TASK TO CARRY OUT: Copy each line below that includes "TypeScript".

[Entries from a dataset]
○ ○ ○ ○ ○
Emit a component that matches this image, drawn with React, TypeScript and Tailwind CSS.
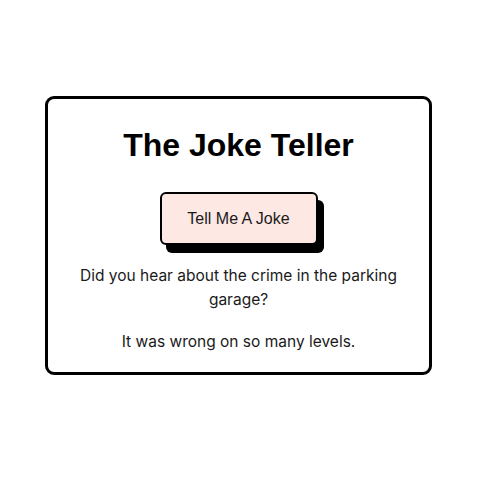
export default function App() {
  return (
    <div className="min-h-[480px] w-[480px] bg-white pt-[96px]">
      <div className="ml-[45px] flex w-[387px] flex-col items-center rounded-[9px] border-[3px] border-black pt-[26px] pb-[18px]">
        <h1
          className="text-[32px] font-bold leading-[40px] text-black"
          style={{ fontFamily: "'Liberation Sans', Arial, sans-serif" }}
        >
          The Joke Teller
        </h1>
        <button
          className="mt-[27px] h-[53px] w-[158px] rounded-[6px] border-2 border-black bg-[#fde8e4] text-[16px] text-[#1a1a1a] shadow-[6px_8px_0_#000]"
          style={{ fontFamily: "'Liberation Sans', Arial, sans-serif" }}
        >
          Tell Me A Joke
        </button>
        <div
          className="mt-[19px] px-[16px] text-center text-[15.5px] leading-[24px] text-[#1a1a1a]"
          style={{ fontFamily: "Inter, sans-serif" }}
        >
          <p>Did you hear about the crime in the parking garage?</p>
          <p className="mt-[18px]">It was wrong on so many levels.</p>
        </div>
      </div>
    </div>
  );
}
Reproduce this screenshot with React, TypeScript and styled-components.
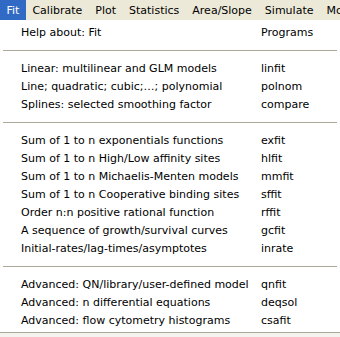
○ ○ ○ ○ ○
OUTPUT FOR THIS TASK:
Emit a component that matches this image, drawn with React, TypeScript and Tailwind CSS.
Reproduce this screenshot with React, TypeScript and styled-components.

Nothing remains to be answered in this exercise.